Machado e a bossa nova

RIO DE JANEIRO - A tradição de comemorar aniversários redondos tem lá suas motivações e até mesmo sua utilidade. Em termos midiáticos, contudo, descamba para a redundância que torna insuportável a repetição dos mesmos comentários e a busca alucinada por novas interpretações. Somando tudo, o excesso termina chateando os consumidores.
Nada contra o centenário da morte de Machado de Assis, mas tudo a favor. Tampouco pelo cinqüentenário da bossa nova, que, ao contrário de Machado, é um acontecimento datado na história da nossa música popular.

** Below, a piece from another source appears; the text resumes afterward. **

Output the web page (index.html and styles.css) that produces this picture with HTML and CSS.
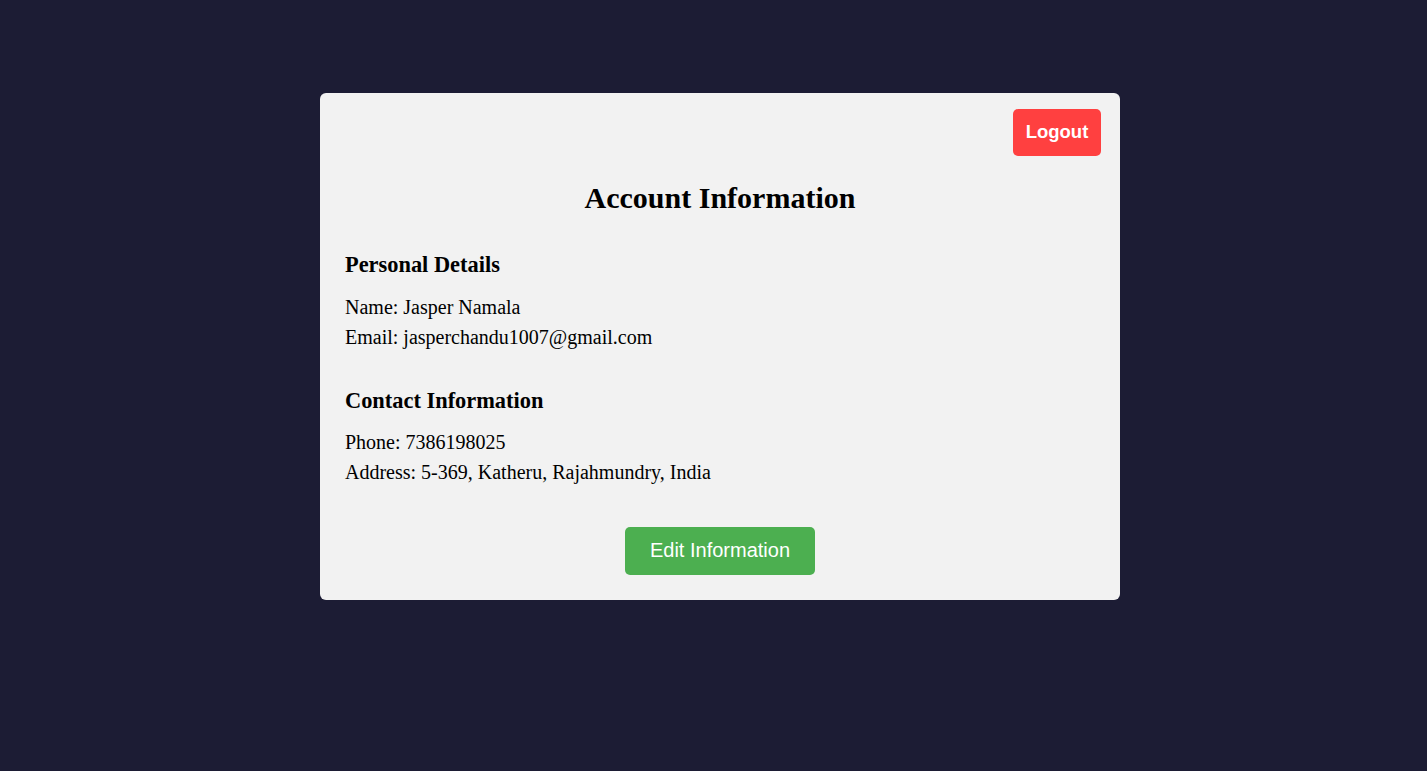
FILE: index.html
```html
<!DOCTYPE html>
<html lang="en">
<head>
<meta charset="utf-8">
<title>Account Information</title>
<link rel="stylesheet" href="styles.css">
</head>
<body>
<main class="card">
  <div class="topbar">
    <button class="logout">Logout</button>
  </div>
  <h2 class="title">Account Information</h2>
  <section class="section">
    <h3 class="section-title">Personal Details</h3>
    <p class="line">Name: Jasper Namala</p>
    <p class="line">Email: jasperchandu1007@gmail.com</p>
  </section>
  <section class="section">
    <h3 class="section-title">Contact Information</h3>
    <p class="line">Phone: 7386198025</p>
    <p class="line">Address: 5-369, Katheru, Rajahmundry, India</p>
  </section>
  <div class="actions">
    <button class="edit">Edit Information</button>
  </div>
</main>
</body>
</html>
```

FILE: styles.css
```css
html, body {
  margin: 0;
  padding: 0;
}
body {
  background: #1c1c34;
  font-family: "Liberation Serif", "Times New Roman", serif;
  color: #000;
  min-height: 771px;
}
.card {
  box-sizing: border-box;
  width: 800px;
  margin: 93px 0 0 320px;
  background: #f2f2f2;
  border-radius: 6px;
  padding: 16px 25px 25px;
}
.topbar {
  display: flex;
  justify-content: flex-end;
  margin-right: -6px;
}
.logout {
  background: #ff4040;
  color: #fff;
  border: none;
  border-radius: 5px;
  font-family: "Liberation Sans", Arial, sans-serif;
  font-weight: bold;
  font-size: 18.5px;
  line-height: 21px;
  padding: 12px 10px 14px;
  height: 47px;
  width: 88px;
  cursor: pointer;
}
.title {
  margin: 24px 0 0;
  font-size: 30px;
  line-height: 36px;
  font-weight: bold;
  text-align: center;
}
.section-title {
  margin: 35px 0 13px;
  font-size: 22.4px;
  line-height: 28px;
  font-weight: bold;
}
.section + .section .section-title {
  margin-top: 35px;
  margin-bottom: 12px;
}
.line {
  margin: 0;
  font-size: 20px;
  line-height: 30px;
}
.actions {
  display: flex;
  justify-content: center;
  margin-top: 40px;
}
.edit {
  background: #4caf50;
  color: #fff;
  border: none;
  border-radius: 5px;
  font-family: "Liberation Sans", Arial, sans-serif;
  font-size: 20px;
  line-height: 23px;
  height: 48px;
  padding: 0 25px 2px;
  cursor: pointer;
}
```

Contudo, chega-se a um ponto de saturação indesejável, não apenas pela insistência, mas pela repetição dos mesmos conceitos. Devoto de Machado, não agüento mais ouvir falar no presumível adultério de Capitu nem em seus olhos oblíquos e dissimulados de ressaca. Prefiro a loucura de Rubião, o herdeiro de Quincas Borba que descobriu o direito do vencedor às batatas.
Quanto à bossa nova, sem contestar sua importância e seu sucesso, continuo achando que "Garota de Ipanema", carro-chefe do movimento, é de uma chatice avassaladora, sobretudo em sua segunda parte. De Tom, prefiro "Samba de uma nota só", parceria com Newton Mendonça, e "Lígia". Mas o melhor produto da bossa nova, para meu gosto pessoal, é "Maria Ninguém", de Carlos Lyra, na versão cantada por Brigitte Bardot.
Gosto também dos clássicos gravados por João Gilberto, como "Bolinha de papel", de Geraldo Pereira, e "Pra machucar meu coração", de Ary Barroso. Músicas anteriores ao movimento, mas que se tornaram novas na interpretação do cantor baiano.
Detesto com todas as veras d'alma os diminutivos nas letras de Vinicius de Moraes: "Pois há menos peixinhos a nadar no mar do que os beijinhos que darei na sua boca". Aqui, ô!